Dans la société juive, un fils ou une fille sont toujours le fils ou la fille d’un homme, leur père ; on ne cite jamais la mère. Dans l’évangile de Marc, Il y est raconté que, dans la foule, quelqu’un cria à propos de Jésus : « N’est-ce pas le charpentier, le fils de Marie ? » (Mc 6/3) Cette manière d’identifier quelqu’un par « fils de Marie » est tout à fait inhabituelle dans la bible. Un bon juif est toujours référencé par rapport à son père : il est toujours fils de … papa; on le verra notamment lorsqu’on parlera de généalogie. Chez Marc d’ailleurs, on retrouve en permanence ce type d’expression. Lorsque Jésus appelle ses disciples, ils sont désignés ainsi : « Levi, fils d’Alphée ». (Mc 2/14) Et plus loin, «Il vit Jacques, fils de Zébédée.» (Mc 1/19) L’expression « Jésus, fils de Marie », ce sont les gens de Nazareth, le village où il a vécu toute son enfance qui l’utilisent. Ils connaissaient bien la famille, évidemment, 30 ans de voisinage ! Ils s’étonnent de l’entendre parler si doctoralement dans leur propre synagogue. « N’est-ce pas le frère de Jacques, de Joseph, de Jude et de Simon ? Et ses sœurs ne sont-elles pas parmi nous ? » (Mc 6/3) Or, l’évangile de Marc, le plus ancien des évangiles, est donc le plus proche de l’époque de Jésus. Pourquoi donc cette appellation insolite « Jésus, le fils de Marie » et non le fils d’un homme X, comme traditionnellement ? Voir par exemple les généalogies que présentent Matthieu (Ch. 1) et Luc (3,23). A vrai dire, il n’est donc le fils de personne.
Cela vous étonne ? Cela étonnait aussi ses contemporains. Les  auteurs des deux seuls évangiles qui parlent de sa naissance ont rapporté une légende d’anges qui apparaissent et délivrent aux hommes les messages que dieu est censé leur envoyer. A les croire, c’est l’esprit de dieu qui a rempli le rôle de père. On se rappelle l’esprit de dieu planant sur les eaux en début du livre de la Genèse pour les féconder. Ainsi est composée la bible par des écrivains juifs : on prend ici ou là un évènement et on l’applique à un autre évènement pour lui donner un sens nouveau. On appelle cela le Midrash. On y reviendra.
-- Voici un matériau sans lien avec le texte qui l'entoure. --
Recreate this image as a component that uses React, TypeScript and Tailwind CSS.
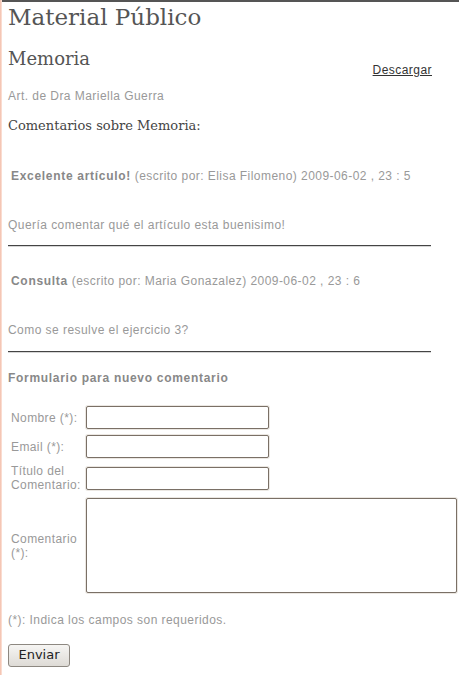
import React from "react";

const sans = { fontFamily: '"Liberation Sans", Arial, sans-serif' };
const serif = { fontFamily: '"DejaVu Serif", Georgia, serif' };

function Rule() {
  return <div className="w-[423px] h-[2px] border-t border-t-[#444] border-b border-b-[#d6d6d6]" />;
}

function Field({ label, children }: { label: React.ReactNode; children: React.ReactNode }) {
  return (
    <div className="flex items-center py-[3px]">
      <div className="w-[75px] pl-[3px] text-[12px] leading-[14px] tracking-[0.4px] text-[#999]">{label}</div>
      <div className="ml-[3px] flex">{children}</div>
    </div>
  );
}

const inputCls =
  "block bg-white border border-[#7a7066] rounded-[2px] shadow-[0_0_0_1px_#ebe7e2] outline-none";

export default function App() {
  return (
    <div className="flex min-h-[675px] w-[459px] bg-white overflow-hidden" style={sans}>
      <div className="w-[2px] shrink-0 bg-gradient-to-r from-[#f2bca8] to-[#fce6dd]" />
      <div className="flex flex-col flex-1 min-w-0">
        <div className="h-[2px] bg-[#555]" />
        <div className="flex flex-col pl-[6px]">
          <h1 className="text-[23px] leading-[30px] text-[#555] font-normal" style={serif}>
            Material Público
          </h1>
          <div className="mt-[14px] w-[424px] flex justify-between items-start">
            <h2 className="text-[18px] leading-[26px] text-[#555] font-normal" style={serif}>
              Memoria
            </h2>
            <a href="#" className="mt-[16px] text-[12px] leading-[16px] tracking-[0.45px] text-[#333] underline">
              Descargar
            </a>
          </div>
          <p className="mt-[10px] text-[12px] leading-[16px] tracking-[0.45px] text-[#999]">
            Art. de Dra Mariella Guerra
          </p>
          <h3 className="mt-[12px] text-[13px] leading-[20px] text-[#444] font-normal" style={serif}>
            Comentarios sobre Memoria:
          </h3>

          <p className="mt-[32px] pl-[3px] text-[12px] leading-[16px] tracking-[0.45px] text-[#999]">
            <b className="text-[#888] tracking-[0.7px]">Excelente artículo!</b> (escrito por: Elisa Filomeno)
            2009-06-02 , 23 : 5
          </p>
          <p className="mt-[33px] text-[12px] leading-[16px] tracking-[0.45px] text-[#999]">
            Quería comentar qué el artículo esta buenisimo!
          </p>
          <div className="mt-[12px]">
            <Rule />
          </div>

          <p className="mt-[26px] pl-[3px] text-[12px] leading-[16px] tracking-[0.45px] text-[#999]">
            <b className="text-[#888] tracking-[0.7px]">Consulta</b> (escrito por: Maria Gonazalez) 2009-06-02 , 23
            : 6
          </p>
          <p className="mt-[33px] text-[12px] leading-[16px] tracking-[0.45px] text-[#999]">
            Como se resulve el ejercicio 3?
          </p>
          <div className="mt-[13px]">
            <Rule />
          </div>

          <p className="mt-[17px] text-[12px] leading-[16px] tracking-[0.7px] font-bold text-[#888]">
            Formulario para nuevo comentario
          </p>

          <div className="mt-[17px] flex flex-col">
            <Field label="Nombre (*):">
              <input className={`${inputCls} w-[183px] h-[23px]`} />
            </Field>
            <Field label="Email (*):">
              <input className={`${inputCls} w-[183px] h-[23px]`} />
            </Field>
            <Field label="Título del Comentario:">
              <input className={`${inputCls} w-[183px] h-[23px]`} />
            </Field>
            <Field label="Comentario (*):">
              <textarea className={`${inputCls} w-[371px] h-[95px] resize-none`} />
            </Field>
          </div>

          <p className="mt-[16px] text-[12px] leading-[16px] tracking-[0.45px] text-[#999]">
            (*): Indica los campos son requeridos.
          </p>
          <div className="mt-[14px] mb-[8px]">
            <button
              className="w-[62px] h-[23px] rounded-[3px] border border-[#8d8881] bg-gradient-to-b from-[#f6f5f3] to-[#dedbd6] text-[13px] text-[#222] leading-[20px]"
              style={{ fontFamily: '"DejaVu Sans", sans-serif' }}
            >
              Enviar
            </button>
          </div>
        </div>
      </div>
    </div>
  );
}
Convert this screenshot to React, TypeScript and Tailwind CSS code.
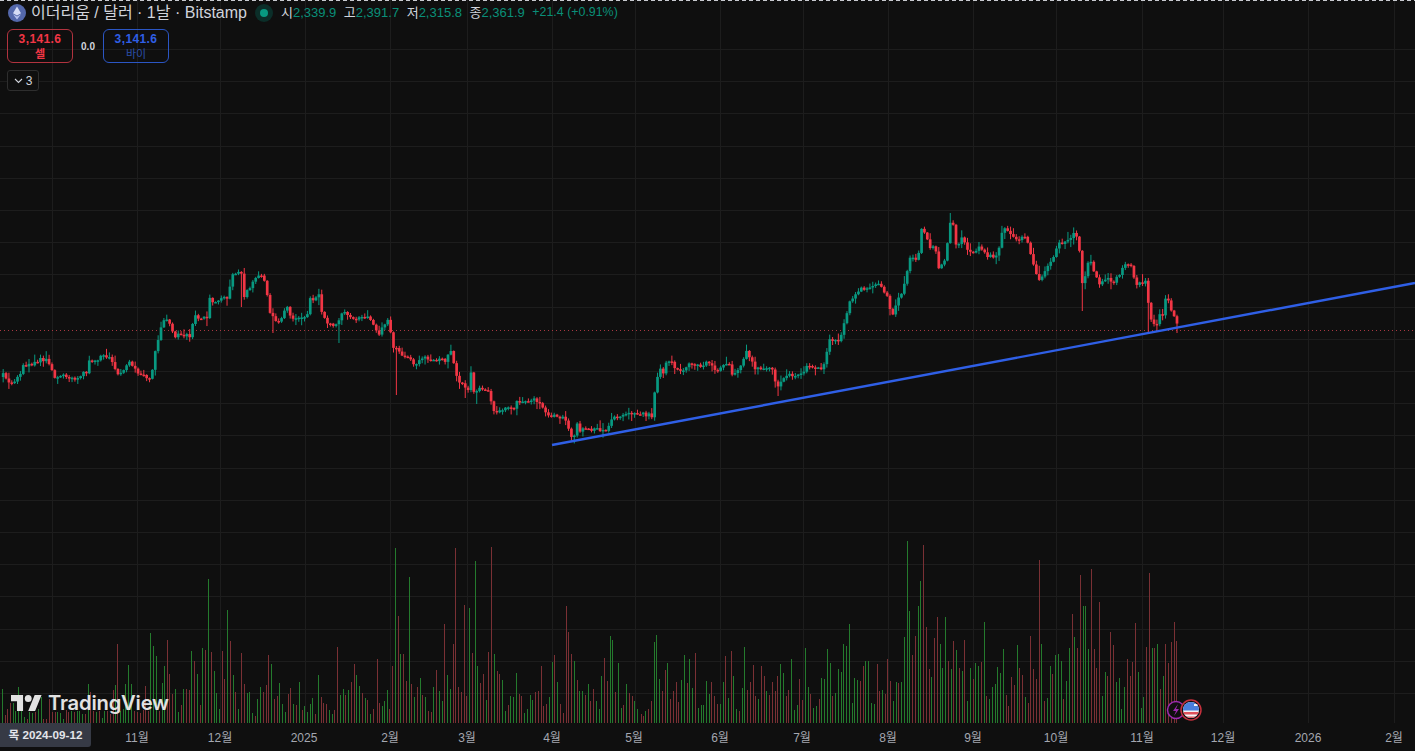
const gridX = [52, 137, 220, 305, 390, 467, 552, 635, 720, 803, 888, 973, 1056, 1142, 1223, 1308, 1394]
const gridY = Array.from({ length: 21 }, (_, k) => Math.round(49 + k * 32.2))

const axisLabels: [string, number][] = [
  ['11월', 137],
  ['12월', 220],
  ['2025', 304],
  ['2월', 390],
  ['3월', 467],
  ['4월', 552],
  ['5월', 634],
  ['6월', 720],
  ['7월', 802],
  ['8월', 888],
  ['9월', 973],
  ['10월', 1056],
  ['11월', 1142],
  ['12월', 1223],
  ['2026', 1308],
  ['2월', 1394],
]

// close price path, read off the picture as [x, y]
const path: [number, number][] = [
  [0, 377], [3, 375], [11, 384], [20, 375], [23, 366], [33, 363], [42, 359], [50, 363], [55, 378], [67, 376], [77, 378],
  [87, 372], [88, 363], [103, 357], [108, 357], [118, 373], [130, 363], [135, 370], [147, 377], [152, 377], [153, 357],
  [158, 340], [165, 315], [175, 335], [192, 335], [193, 317], [207, 318], [209, 297], [215, 302], [227, 298], [233, 274],
  [242, 274], [244, 298], [253, 280], [263, 275], [268, 300], [270, 312], [278, 323], [287, 307], [292, 318], [307, 317],
  [310, 300], [320, 295], [322, 313], [328, 325], [338, 323], [343, 310], [353, 320], [370, 318], [378, 335], [388, 320],
  [393, 347], [405, 358], [415, 363], [422, 358], [445, 360], [453, 350], [454, 370], [460, 383], [470, 390], [471, 370],
  [473, 393], [482, 388], [490, 393], [493, 412], [515, 408], [517, 400], [530, 403], [533, 398], [542, 405], [547, 415],
  [565, 417], [568, 430], [573, 438], [577, 425], [580, 433], [587, 427], [595, 430], [608, 430], [611, 418], [640, 413],
  [653, 416], [655, 390], [660, 367], [663, 372], [668, 360], [680, 372], [693, 362], [702, 368], [708, 360], [717, 370],
  [730, 363], [733, 377], [743, 360], [747, 352], [755, 367], [772, 370], [778, 388], [782, 378], [803, 372], [807, 365],
  [823, 368], [827, 350], [828, 340], [840, 342], [842, 330], [850, 300], [860, 290], [875, 285], [880, 285], [887, 295],
  [892, 315], [897, 300], [902, 295], [905, 280], [910, 258], [918, 260], [922, 227], [925, 233], [930, 248], [935, 245],
  [938, 270], [947, 260], [948, 222], [953, 223], [957, 250], [960, 237], [965, 243], [968, 250], [973, 253], [980, 245],
  [987, 257], [998, 255], [1003, 228], [1017, 242], [1023, 235], [1028, 243], [1032, 262], [1040, 283], [1043, 272],
  [1053, 260], [1058, 242], [1070, 242], [1072, 228], [1078, 242], [1080, 252], [1083, 290], [1087, 265], [1090, 258],
  [1097, 280], [1100, 285], [1107, 277], [1113, 285], [1125, 265], [1130, 265], [1137, 285], [1147, 282], [1148, 300],
  [1151, 317], [1156, 326], [1160, 312], [1163, 316], [1165, 298], [1170, 300], [1173, 322], [1175, 315], [1178, 328],
]

const longWicks: [number, number][] = [
  [241, 307], [272, 333], [339, 343], [395, 395], [464, 398], [476, 404], [778, 396], [951, 213], [1081, 311], [1149, 334], [1177, 333],
]

// x is in crop pixels (3x), height in page pixels
const volumeStrips: { left: number; bars: string }[] = [
  {
    left: 0,
    bars: '7g34 14r8 22r14 31r20 38g20 46g12 55g36 63g12 72g6 80r4 88g11 97g10 105r11 113g14 122g26 130r4 139r4 147r24 155r11 164r11 172g11 180g10 188g4 197r13 205r11 213g12 221r11 230g12 238g12 246g9 255r9 263g39 271r31 280r12 288g11 296r12 305g5 313g12 321r12 329r9 338r33 344g38 352r79 360g12 368g14 376g39 385g58 394g39 403r12 411r11 419r10 428r13 436r37 444r12 451g90 460g77 469g67 477r12 485g40 493g57 502r83 508r49 517r29 526g34 535g11 542r18 550g34 559r34 567r33 574g72 583r62 592g49 601r18 607g75 616r73 625g144 634r71 641g52 649g30 658g14 667r72 673r44 682g113 691r82 700g48 706r31 715g14 724r70 733r39 740g30 748g31 757g10 766r7 772g24 781g36 790r31 799r38 805r68 814g59 823r24 831r27 838g40 847g19 856g11 865r29 871r35 880g19 889r18 898g41 905r13 913g17 922g11 931g19 937g25 946r9 955g48 964r26 970r20 979r19 988g13 997g9 1003r13 1012r76 1021g28 1030g34 1036r28 1045g33 1054r41 1063r59 1069g48 1078g37 1087r30 1096g25 1102r23 1110g9 1120r14 1130r64 1136r20 1145g17 1153g22 1162g33 1168r14 1177r57 1186g175 1195r107',
  },
  {
    left: 380,
    bars: '61g69 70r69 79r42 88g146 94r39 103g26 112r36 121g45 127r28 136g26 145r12 154r11 160g36 169r53 178g32 187g22 193r99 202g48 211g34 220r79 226r175 235r36 244r31 253r118 259r27 268g115 277r70 286g162 292g57 301r40 310r49 319g23 325r71 334r176 343g69 352r52 358r49 367g43 376g12 385r18 391g27 400g26 409g50 418r29 424r27 433g10 442g14 451g28 457g23 466r31 475r32 484r57 490r17 499r19 508g26 517g61 523r68 532g41 541r19 550r10 559r117 565r91 574r69 583g62 592r43 598g32 607g32 616r28 625g39 631r22 640r34 649g22 658g14 664g47 673r65 682r42 691g87 697g83 706r31 715g60 724g15 730r18 739g39 748r30 757r27 763g22 772g14',
  },
  {
    left: 640,
    bars: '2r9 9r7 16g12 25r14 34r22 43g81 49g88 58g44 67r32 75r53 82g60 91r24 100r32 109r41 115r21 124g43 133g68 142r40 148g64 157g35 166r70 175g15 182g18 190g18 199g42 208g29 214r41 223r27 232r19 241g19 248g41 256r67 265g25 274r72 280g47 289g14 298r12 307g35 313g76 322r33 331r41 340r58 346r27 355g24 364r57 373r47 379g32 388r28 397r41 406r32 412r47 421g59 430g50 439r27 445r33 454g64 463g13 472g18 478r44 487r23 496g75 505g36 511r29 520g15 529g17 538r24 544g45 553g44 562g74 571g60 577r27 586g30 595g54 604g51 610g79 619g77 628g99 637g20 643g45 652g43 661r42 670r57 676g62 685g62 694g20 703g19 710r59 718r32 727g33 736r29 742r64 751r42 760g22 769g41 775r40 784g41 793g86 802g182 808g112',
  },
  {
    left: 910,
    bars: '7r68 16r87 25g117 31g142 40r178 49r96 58r54 64g46 73r85 82r106 91g79 97g55 106g106 115r62 124g54 130r82 139g73 148r55 157g52 163r83 172g22 181g55 190r44 196g60 205g57 214r61 223g101 229r27 238g24 247g36 256g39 262g56 271g50 280g74 289r28 295r17 304r46 313r38 322g78 328r55 337r48 346g26 355r20 361r87 370r54 379r44 388r163 394g79 403r22 412g25 421g57 427r49 436g68 445g69 454g62 460r24 469g42 478g75 487r109 493g86 502r75 511r148 520g117 526g117 535g74 544r154 553r74 559r55 568r121 577g27 586g51 592r47 601r91 610r78 619g41 628g45 634g14 643g36 652r64 661r47 667r61 676r100 685g51 694g15 700g26 709r76 718r150 727g75 733r75 742g79 751r34 760g47 766r79 775r60 784r81 793r101 799r82',
  },
]

const volumeBars = volumeStrips.flatMap((strip) =>
  strip.bars.split(' ').map((token) => {
    const [, zx, color, h] = token.match(/(\d+)([gr])(\d+)/) as RegExpMatchArray
    return { x: Math.round(strip.left + Number(zx) / 3), up: color === 'g', h: Number(h) }
  }),
)

function closeAt(x: number) {
  for (let i = 1; i < path.length; i++) {
    if (x <= path[i][0]) {
      const [x0, y0] = path[i - 1]
      const [x1, y1] = path[i]
      return y0 + ((y1 - y0) * (x - x0)) / (x1 - x0)
    }
  }
  return path[path.length - 1][1]
}

function buildCandles() {
  const count = 410
  const step = 2.87
  let seed = 4711
  const rnd = () => {
    seed = (seed * 16807) % 2147483647
    return seed / 2147483647
  }
  let open = closeAt(0)
  return Array.from({ length: count }, (_, i) => {
    const x = 1177 - (count - 1 - i) * step
    const close = closeAt(x) + (rnd() - 0.5) * 4.5
    let high = Math.min(open, close) - 0.5 - rnd() * rnd() * 8
    let low = Math.max(open, close) + 0.5 + rnd() * rnd() * 8
    for (const [wx, wy] of longWicks) {
      if (Math.abs(wx - x) <= step / 2) {
        if (wy < high) high = wy
        if (wy > low) low = wy
      }
    }
    const candle = { x, open, close, high, low }
    open = close
    return candle
  })
}

const candles = buildCandles()

function ChartCanvas() {
  return (
    <svg className="absolute inset-0 block" width={1415} height={723}>
      <g stroke="#1d1d1d" strokeWidth={1} shapeRendering="crispEdges">
        {gridX.map((x) => (
          <line key={x} x1={x + 0.5} x2={x + 0.5} y1={0} y2={723} />
        ))}
        {gridY.map((y) => (
          <line key={y} x1={0} x2={1415} y1={y + 0.5} y2={y + 0.5} />
        ))}
      </g>
      <g shapeRendering="crispEdges">
        {volumeBars.map((bar, i) => (
          <rect key={i} x={bar.x} y={723 - bar.h} width={1} height={bar.h} fill={bar.up ? '#247a2d' : '#7a3034'} />
        ))}
      </g>
      <line x1={0} x2={1415} y1={330.5} y2={330.5} stroke="#a83842" strokeWidth={1} strokeDasharray="1 3" />
      <g>
        {candles.map((c) => {
          const color = c.close <= c.open ? '#089981' : '#f23645'
          const top = Math.min(c.open, c.close)
          const height = Math.max(Math.abs(c.open - c.close), 1.5)
          return (
            <g key={c.x} fill={color}>
              <rect x={c.x - 0.5} y={c.high} width={1} height={c.low - c.high} />
              <rect x={c.x - 1.35} y={top} width={2.7} height={height} />
            </g>
          )
        })}
      </g>
      <line x1={552} y1={445} x2={1415} y2={283} stroke="#2f5fe6" strokeWidth={2.4} />
      <EventMarks />
    </svg>
  )
}

function EventMarks() {
  return (
    <g>
      <circle cx={1176} cy={710} r={8.5} fill="#0f0f0f" stroke="#9c2bb0" strokeWidth={1.5} />
      <path d="M1178 704l-5 7h3l-2 5 5-7h-3z" fill="#9c2bb0" />
      <clipPath id="flag-clip">
        <circle cx={1191} cy={710} r={8} />
      </clipPath>
      <circle cx={1191} cy={710} r={10} fill="#0f0f0f" stroke="#c4303c" strokeWidth={1.5} />
      <g clipPath="url(#flag-clip)">
        <rect x={1182} y={701} width={18} height={18} fill="#f4f4f4" />
        <rect x={1182} y={712} width={18} height={2.5} fill="#e0525a" />
        <rect x={1182} y={716.5} width={18} height={3} fill="#e0525a" />
        <rect x={1182} y={701} width={18} height={9.5} fill="#4a7fdc" />
        <rect x={1194} y={704} width={6} height={2} fill="#f4f4f4" />
      </g>
    </g>
  )
}

function Legend() {
  const values: [string, string][] = [
    ['시', '2,339.9'],
    ['고', '2,391.7'],
    ['저', '2,315.8'],
    ['종', '2,361.9'],
  ]
  return (
    <div className="absolute top-0 left-2 flex flex-col items-start">
      <div className="flex h-[25px] items-center">
        <svg width={18} height={18} viewBox="0 0 18 18" className="shrink-0">
          <circle cx={9} cy={9} r={9} fill="#5468ab" />
          <path d="M9 2.5L5 9.2 9 11.5l4-2.3z" fill="#d5dcf5" />
          <path d="M5 10.2L9 15.5l4-5.3-4 2.4z" fill="#b6c2ee" />
        </svg>
        <span className="ml-[5px] text-[16px] whitespace-nowrap text-[#d1d4dc]">이더리움 / 달러 · 1날 · Bitstamp</span>
        <span className="ml-[8px] flex h-[18px] w-[18px] items-center justify-center rounded-full bg-[#0b2e29]">
          <span className="h-2 w-2 rounded-full bg-[#089981]" />
        </span>
        <div className="ml-[8px] flex items-center text-[13px] whitespace-nowrap">
          {values.map(([label, value]) => (
            <span key={label} className="mr-[7.5px] flex">
              <span className="text-[#d1d4dc]">{label}</span>
              <span className="text-[#0a8f79]">{value}</span>
            </span>
          ))}
          <span className="text-[12.4px] text-[#0a8f79]">+21.4 (+0.91%)</span>
        </div>
      </div>
      <div className="-ml-px mt-[4px] flex items-center">
        <div className="flex h-[34px] w-[66px] flex-col items-center justify-center rounded-md border border-[#b2333f] text-[#f23645]">
          <span className="text-[12px] leading-[15px] font-bold tracking-[0.4px]">3,141.6</span>
          <span className="text-[11px] leading-[14px] font-bold">셀</span>
        </div>
        <span className="w-[30px] text-center text-[10px] font-bold text-[#d1d4dc]">0.0</span>
        <div className="flex h-[34px] w-[66px] flex-col items-center justify-center rounded-md border border-[#2b56c4] text-[#2f5fe6]">
          <span className="text-[12px] leading-[15px] font-bold tracking-[0.4px]">3,141.6</span>
          <span className="text-[11px] leading-[14px] text-[#2a4ea8]">바이</span>
        </div>
      </div>
      <div className="-ml-px mt-[7px] flex h-[21px] w-[32px] items-center justify-center gap-[3px] rounded-[3px] border border-[#2e2e2e] bg-[#0f0f0f] text-[12px] text-[#d1d4dc]">
        <svg width={9} height={6} viewBox="0 0 9 6" fill="none" stroke="#d1d4dc" strokeWidth={1.1}>
          <path d="M1 1l3.5 3.5L8 1" />
        </svg>
        3
      </div>
    </div>
  )
}

function Watermark() {
  return (
    <div className="absolute top-[691px] left-[11px] flex items-center gap-[6px] text-[#e2e2e2]">
      <svg width={31} height={16} viewBox="0 4 36 18" fill="currentColor" preserveAspectRatio="none">
        <path d="M14 22H7V11H0V4h14v18zM28 22h-8l7.5-18h8L28 22z" />
        <circle cx={20} cy={8} r={4} />
      </svg>
      <span className="text-[20.2px] leading-[24px] font-semibold tracking-[-0.2px] [font-family:Inter,sans-serif]">TradingView</span>
    </div>
  )
}

function TimeAxis() {
  return (
    <div className="relative h-[28px] text-[12px] text-[#a4a7b0]">
      {axisLabels.map(([label, x]) => (
        <span key={label + x} className="absolute top-[6px] -translate-x-1/2 whitespace-nowrap" style={{ left: x }}>
          {label}
        </span>
      ))}
      <div className="absolute top-0 left-0 flex h-[24px] w-[91px] items-center justify-center rounded-br-[3px] bg-[#363a45] text-[11.7px] font-bold text-[#e3e5ea]">
        목 2024-09-12
      </div>
    </div>
  )
}

export default function App() {
  return (
    <div className="flex h-[751px] w-[1415px] flex-col overflow-hidden bg-[#0f0f0f] [font-family:'Liberation_Sans','Noto_Sans_CJK_KR',sans-serif]">
      <div className="relative h-[723px]">
        <ChartCanvas />
        <div className="absolute top-0 left-0 h-px w-full bg-[repeating-linear-gradient(90deg,#c8cad0_0_4px,transparent_4px_7px)]" />
        <Legend />
        <Watermark />
      </div>
      <TimeAxis />
    </div>
  )
}
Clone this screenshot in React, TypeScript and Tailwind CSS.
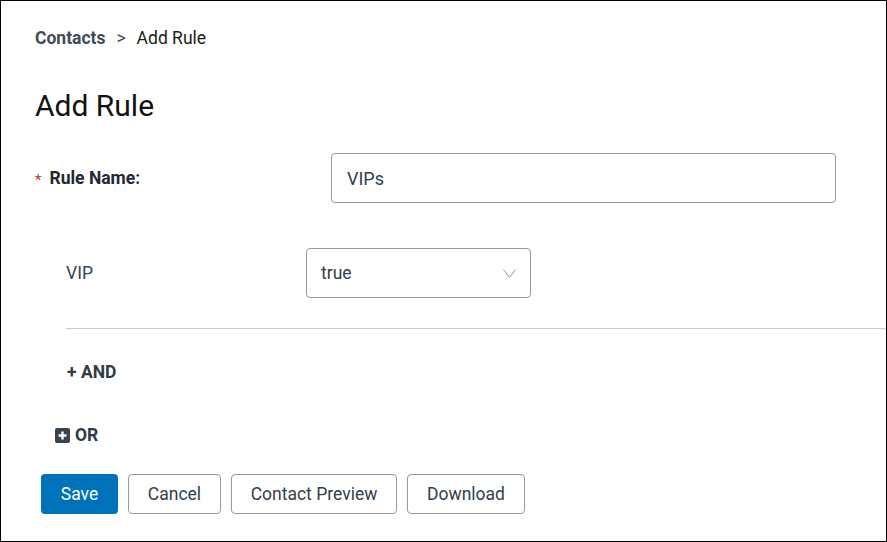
import React from 'react';

const font = { fontFamily: 'Roboto, "Liberation Sans", sans-serif' };

const PlusSquare = () => (
  <svg width="15" height="15" viewBox="0 0 15 15" aria-hidden="true">
    <rect x="0" y="0" width="15" height="15" rx="2" fill="#37434d" />
    <path d="M7.5 3.5v8M3.5 7.5h8" stroke="#fff" strokeWidth="2.4" />
  </svg>
);

const Chevron = () => (
  <svg width="13" height="9" viewBox="0 0 13 9" aria-hidden="true">
    <path d="M0.5 0.5 6.5 8.5 12.5 0.5" fill="none" stroke="#8d9aa5" strokeWidth="1" />
  </svg>
);

export default function App() {
  return (
    <div className="w-[887px] h-[542px] overflow-hidden border border-black bg-white text-[#1f2a33]" style={font}>
      {/* Breadcrumb */}
      <div className="flex items-center pl-[34px] pt-[26px] text-[17.5px] leading-[22px]">
        <span className="font-bold text-[#3e4c57]">Contacts</span>
        <span className="mx-[11px] text-[#3e4c57]">&gt;</span>
        <span className="text-[#1b1b1b]">Add Rule</span>
      </div>

      <h1 className="pl-[34px] mt-[39px] text-[30px] leading-[36px] text-[#111]">Add Rule</h1>

      {/* Rule name */}
      <div className="flex items-center mt-[29px]">
        <div className="w-[330px] flex items-center pl-[34px]">
          <span className="text-[#d0312d] text-[15px] mr-[8px] mt-[4px]">*</span>
          <span className="text-[17.5px] font-bold text-[#1f2a33]">Rule Name:</span>
        </div>
        <div className="w-[505px] h-[50px] rounded-[4px] border border-[#8e9ba6] flex items-center px-[15px] text-[18px] text-[#33404a]">
          VIPs
        </div>
      </div>

      {/* Condition */}
      <div className="pl-[65px]">
        <div className="flex items-center mt-[45px]">
          <div className="w-[240px] text-[17.5px] text-[#3a4550]">VIP</div>
          <div className="w-[225px] h-[50px] rounded-[4px] border border-[#8e9ba6] flex items-center justify-between pl-[14px] pr-[14px] text-[17.5px] text-[#33404a]">
            <span>true</span>
            <Chevron />
          </div>
        </div>
        <div className="mt-[30px] h-px bg-[#c3cbd0]" />
        <div className="mt-[33px] text-[17.5px] leading-[20px] font-bold text-[#2f3b45] pl-[1px]">+ AND</div>
      </div>

      <div className="flex items-center gap-[5px] pl-[54px] mt-[43px] text-[17.5px] leading-[20px] font-bold text-[#2f3b45]">
        <PlusSquare />
        <span>OR</span>
      </div>

      {/* Actions */}
      <div className="flex gap-[10px] pl-[40px] mt-[29px] text-[17.5px]">
        <button className="h-[40px] w-[77px] rounded-[4px] bg-[#0072bb] text-white">Save</button>
        <button className="h-[40px] w-[93px] rounded-[4px] border border-[#8e9ba6] text-[#33404a]">Cancel</button>
        <button className="h-[40px] w-[166px] rounded-[4px] border border-[#8e9ba6] text-[#33404a]">Contact Preview</button>
        <button className="h-[40px] w-[118px] rounded-[4px] border border-[#8e9ba6] text-[#33404a]">Download</button>
      </div>
    </div>
  );
}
Où est-il né ? Bethléem ou Nazareth ?
La petite bourgade de Bethléem en Judée, à 10km au sud de Jérusalem, est ici mentionnée par les évangélistes seulement à titre symbolique encore une fois, parce qu’elle est la ville de David, là où David (futur roi d’un peuple… qui n’aurait jamais dû avoir de roi !) a été oint d’huile (marque solennelle de désignation par une mise à part du peuple = notion de sacré), onction donnée par le prophète Samuel (Sam.16, 1-13). C’est le grand roi David qui instaura Jérusalem comme capitale et y apporta l’arche d’alliance. Il est aussi perçu comme l’ancêtre annoncé d’un Messie qui, espérait-on, serait Le Sauveur, à savoir celui qui devait restaurer un jour la suprématie militaire et religieuse d’Israël sur la région et le libérer de l’occupation romaine. Jésus a pourtant toujours refusé d’entrer dans ce modèle ! Luc parle de la ville de David ; il fait dire à l’ange annonciateur, bien renseigné: « Aujourd’hui, dans la cité de David, un Sauveur vous est né… »  Matthieu, lui, introduit David dans la généalogie. Dans une courte généalogie (1, 1-17) il fait descendre Jésus d’Abraham et de David. On reparlera dans un autre document de la dite  naissance virginale (1). Comme l’histoire du recensement est une mise en scène et le nom de Bethléem, un symbole pour placer Jésus dans la lignée de David, les exégètes actuels pensent que Jésus est né plus simplement à Nazareth, en Galilée, bourgade de 400 habitants, dans le Nord du pays, là où vivait sa mère, et non dans l’étable d’un caravansérail, les petits hôtels ruraux de l’époque. La Galilée, c’était son pays ; il y a beaucoup marché à travers ces petits villages durant ses années de prédication ; c’était  un rural ; notons que c’est là aussi que les auteurs fixent le rendez-vous d’après sa « résurrection ».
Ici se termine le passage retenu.